Ada sensasi saat kita menjadi satu-satunya orang yang mengetahui sesuatu. Namun ini juga alasan mengapa pengajar-pengajar yang sesat seringkali menjajakan hal-hal yang “rahasia”: mereka membujuk kita dengan janji bahwa kita dapat mengetahui sesuatu yang orang lain tidak ketahui.

Tantangan ketiga dalam membangun hikmat (kemampuan untuk membedakan) adalah kepercayaan diri yang terlalu besar dalam kemampuan kita untuk membuat keputusan yang baik. Begitu kita mengkonfirmasi faktanya, kita harus bertanya, Apa makna fakta-fakta ini? Apa yang seharusnya saya lakukan karena fakta-fakta ini? Namun kembali lagi, keangkuhan dengan cepat mengatakan kepada kita bahwa kita tidak perlu lagi mendengarkan orang lain. Ironisnya, keyakinan pada kemampuan kita untuk membuat keputusan yang baik menuntun kita pada keputusan-keputusan yang buruk, oleh karena kita tidak mencari pertolongan dari orang lain. Atau sebagaimana Amsal 12:15 mengatakannya demikian, “Jalan orang bodoh lurus dalam anggapannya sendiri, tetapi siapa mendengarkan nasihat, ia bijak.”

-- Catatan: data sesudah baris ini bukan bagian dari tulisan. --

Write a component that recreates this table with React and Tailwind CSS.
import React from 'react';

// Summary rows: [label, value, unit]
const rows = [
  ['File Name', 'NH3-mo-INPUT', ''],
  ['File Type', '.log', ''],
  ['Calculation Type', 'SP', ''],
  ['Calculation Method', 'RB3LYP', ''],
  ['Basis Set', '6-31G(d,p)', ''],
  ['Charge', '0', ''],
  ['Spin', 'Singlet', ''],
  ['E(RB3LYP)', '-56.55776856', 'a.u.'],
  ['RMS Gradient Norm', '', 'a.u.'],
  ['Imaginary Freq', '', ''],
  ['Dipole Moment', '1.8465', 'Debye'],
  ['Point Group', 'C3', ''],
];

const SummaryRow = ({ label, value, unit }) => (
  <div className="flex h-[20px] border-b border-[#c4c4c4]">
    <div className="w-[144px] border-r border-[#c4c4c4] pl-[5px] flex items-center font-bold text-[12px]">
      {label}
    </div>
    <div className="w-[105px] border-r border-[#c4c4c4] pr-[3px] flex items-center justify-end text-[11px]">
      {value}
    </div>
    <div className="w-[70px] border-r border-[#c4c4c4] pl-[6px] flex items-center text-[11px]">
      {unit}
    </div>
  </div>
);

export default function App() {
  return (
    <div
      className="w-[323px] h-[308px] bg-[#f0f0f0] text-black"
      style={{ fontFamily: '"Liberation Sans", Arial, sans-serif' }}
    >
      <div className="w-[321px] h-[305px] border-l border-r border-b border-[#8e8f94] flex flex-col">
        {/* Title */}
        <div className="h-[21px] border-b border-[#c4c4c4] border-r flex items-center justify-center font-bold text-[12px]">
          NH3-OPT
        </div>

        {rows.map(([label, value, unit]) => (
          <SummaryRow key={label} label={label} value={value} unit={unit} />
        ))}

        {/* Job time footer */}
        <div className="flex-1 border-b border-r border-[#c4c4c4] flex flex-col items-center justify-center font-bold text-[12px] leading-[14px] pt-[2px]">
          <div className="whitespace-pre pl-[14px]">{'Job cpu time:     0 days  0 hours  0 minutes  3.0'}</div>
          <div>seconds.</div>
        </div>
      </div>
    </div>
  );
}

Membangun kemampuan untuk dapat membedakan bukan berarti kita tidak akan pernah melakukan kesalahan. Namun hal ini berarti bahwa ketika kita melakukan kesalahan, kita akan mengetahuinya dengan cepat dan menerima koreksi dari mereka yang melihat tanggal laporan cuaca itu. Dan pada akhirnya, sikap kerendahan hatilah – bukan kepercayaan diri – yang membuka mata kita kepada kebenaran. Kerendahan hati membuat kita menjadi lebih serupa dengan sang Juruselamat kita yang adalah Kebenaran itu sendiri.